Ogasawara Village operates the island's public elementary and junior high school, Ogasawara Village Municipal Haha-jima Elementary School and Junior High School (小笠原村立母島小中学校). The Tokyo Metropolitan Government Board of Education operates Ogasawara High School on nearby Chichijima.

==Ecology==
Hahajima is of considerable interest to malacologists because of its endemic land snail fauna, including the eponymous Lamprocystis hahajimana. Due to the widespread presence of invasive species including goats (which destroy habitat) and rodents, flatworms and the rosy wolfsnail (which eat the native snails), it was feared that many of the endemics had become extinct.

But most if not all of the endemic land snail species seem to persist on the remote Higashizaki peninsula on the eastern coast. This is a quite pristine expanse of ground, scenic but very hard to reach (one has to climb Mt. Chibusa before descending to the peninsula). It consists of sheer seacliffs surrounding a plateau with Chinese fan palm (Livistona chinensis), pandanus and broadleaf (e.g.

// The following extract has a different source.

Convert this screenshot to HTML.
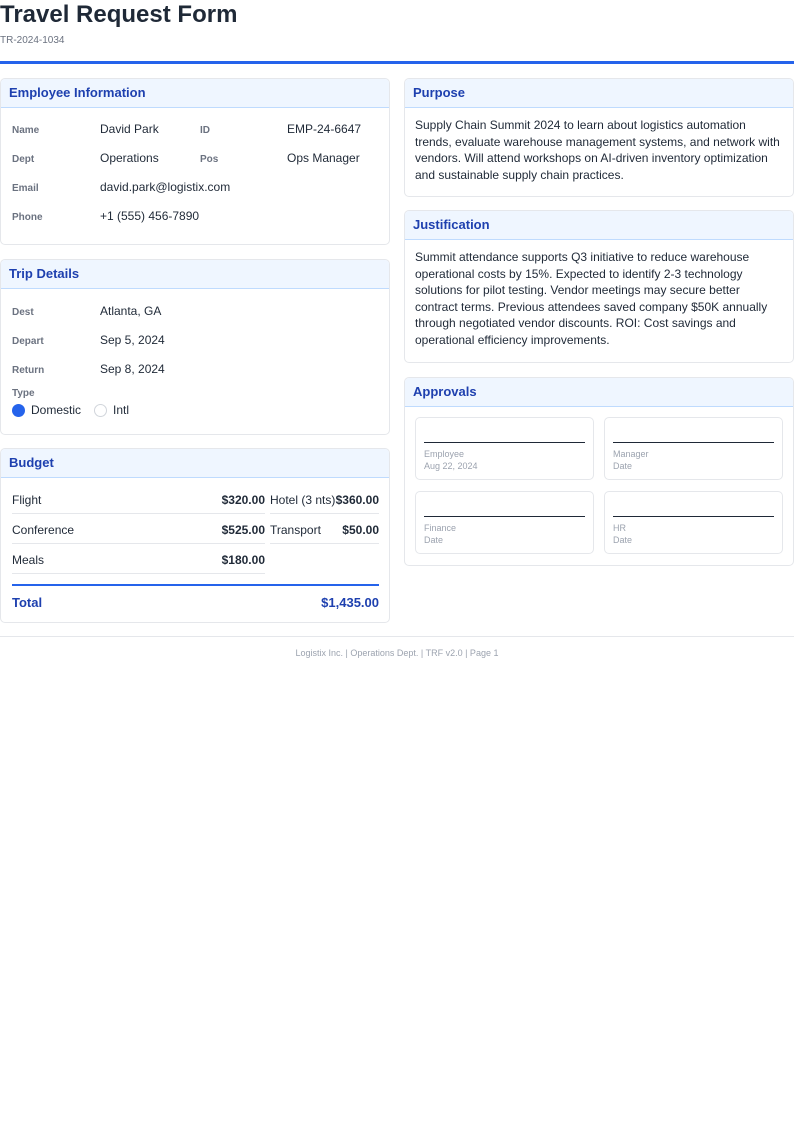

Persea kobu, a wild avocado) forest, and appears to be untouched by invasive species at present. It has been proposed that access to the area should be monitored, so that visitors will not inadvertently contribute to destroying this unique area.

===Snails===
All of these snails are endemic at least to the Bonin Islands.
- Boninena callistoderma – Endangered, now restricted to Hahajima and nearby Anejima
- Gastrocopta boninensis – Vulnerable
- Hirasea acutissima – Endangered (believed extinct, rediscovered 2003), endemic to Hahajima
- Lamellidea biplicata – Vulnerable
- Lamprocystis hahajimana – Endangered
- Mandarina hahajimana – Data deficient, possibly a new taxon
- Mandarina polita – Data deficient
- Ogasawarana yoshiwarana – Critically endangered (believed extinct, rediscovered 2003), endemic to Hahajima
- Ogasawarana arata – Data deficient
- Paludinella minima – Data deficient
- Vertigo dedecora – Vulnerable
- Tornatellides tryoni

===Birds===
Among birds, the Bonin white-eye (Apalopteron familiare), a gaudy-colored passerine, now only occurs on Hahajima. The extinct Bonin grosbeak (Chaunoproctus ferreorostris) is sometimes said to have occurred in the Hahajima Group (though not on Haha-jima itself), but this seems not to be true. Columba janthina nitens, the Bonin subspecies of the Japanese wood-pigeon, used to occur on Haha-jima. While it is not precisely known when it vanished from this island, the taxon apparently became completely extinct during the 1980s, but was rediscovered in 1998. The island has been recognised as an Important Bird Area (IBA) by BirdLife International.